L’action en interprétation vise à solliciter les lumières du juge sur une clause imprécise ou ambiguë de la convention

Il ne s’agit pas ici pour le Juge de revenir sur la décision rendue.

Son intervention a pour seul but d’apporter un éclairage sur les termes de la convention de divorce aux fins de permettre son exécution.

Dans la mesure où cette action ne heurte pas le principe d’intangibilité, elle est admise par la jurisprudence (C. en ce sens Cass. 1ère civ., 5 févr. 2002)

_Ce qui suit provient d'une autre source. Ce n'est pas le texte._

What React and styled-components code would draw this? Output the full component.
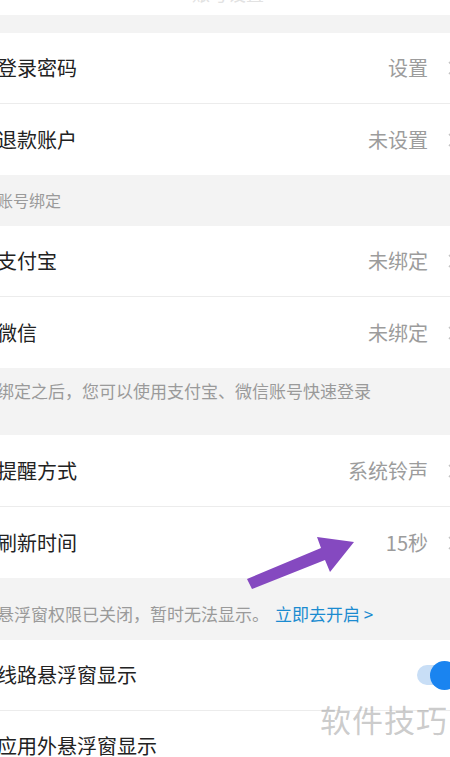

Cass. 1ère civ., 5 févr. 2002
Sur le pourvoi formé par M. Dominique André Yves X..., demeurant ...,

en cassation d'un arrêt rendu le 6 mai 1999 par la cour d'appel de Caen (1e chambre civile et commerciale), au profit :

1 / de Mme Françoise Marcelle Jeanne Y..., divorcée, Boudin, demeurant "La Houssaye", 61160 Mont Ormel,

2 / de la société Cétélem, société anonyme à directoire, dont le siège est ...,

défenderesses à la cassation ;

Le demandeur invoque, à l'appui de son pourvoi, le moyen unique de cassation annexé au présent arrêt ;

LA COUR, composée selon l'article L. 131-6, alinéa 2, du Code de l'organisation judiciaire, en l'audience publique du 18 décembre 2001, où étaient présents : M. Renard-Payen, conseiller doyen faisant fonctions de président, Mlle Barberot, conseiller référendaire rapporteur, M. Jean-Pierre Ancel, conseiller, Mme Collet, greffier de chambre ;

Sur le rapport de Mlle Barberot, conseiller référendaire, les observations de Me Foussard, avocat de M. X..., les conclusions écrites de M. Sainte-Rose, avocat général, et après en avoir délibéré conformément à la loi ;

Sur le moyen unique, pris en ses trois branches :

Attendu que M. X..., qui a fait opposition à l'ordonnance lui ayant fait injonction de payer le solde d'un prêt contracté avec son épouse pendant le mariage depuis dissous par divorce pour financer des travaux sur un véhicule, a appelé celle-ci en garantie pour qu'elle soit condamnée à supporter la moitié de la condamnation prononcée au profit du prêteur ;

Attendu que M. X... fait grief à l'arrêt attaqué (Caen, 6 mai 1999) d'avoir rejeté cette demande, alors, selon le moyen :

1 / qu'en l'espèce, le prêt a été souscrit solidairement par M. et Mme X... ; que M. X... avait donc un recours contre Mme Y... à concurrence de la part incombant à cette dernière ; qu'en décidant le contraire, les juges du fond ont violé l'article 1214 du Code civil ;

2 / que la circonstance que, lors de la convention définitive conclue entre les époux à l'occasion du divorce, le véhicule ait été attribué à M. X..., qui ne concerne que la répartition des actifs, n'avait aucune incidence sur le recours dont disposait M. X... ; qu'à cet égard, les juges du fond ont violé l'article 1214 du Code civil ;

3 / qu'en se fondant sur la convention définitive conclue à l'occasion du divorce, bien que cette convention n'ait comporté aucune stipulation s'agissant de la charge du prêt, les juges du fond, qui ont ajouté a la convention de divorce, en ont dénaturé les termes ;

Mais attendu qu'après avoir admis la recevabilité de l'appel en garantie formée contre la femme qui était obligée à la dette en sa qualité de co-emprunteuse, la cour d'appel, qui a relevé, par une interprétation que les termes imprécis de la convention définitive de divorce rendaient nécessaire, qu'il entrait dans l'intention des époux que celui qui était attributaire du véhicule en supporte les charges, a souverainement estimé que le mari devait seul contribuer à la dette ; d'où il suit que le moyen ne peut être accueilli en aucune de ses branches ;

PAR CES MOTIFS :

REJETTE le pourvoi ;

B) Les limites au principe d’intangibilité de la convention

Le principe d’intangibilité de la convention de divorce n’est pas sans limites. Il est des situations qui permettent, tantôt aux parties, tantôt aux tiers de revenir sur ce qui a été jugé ou de compléter le dispositif.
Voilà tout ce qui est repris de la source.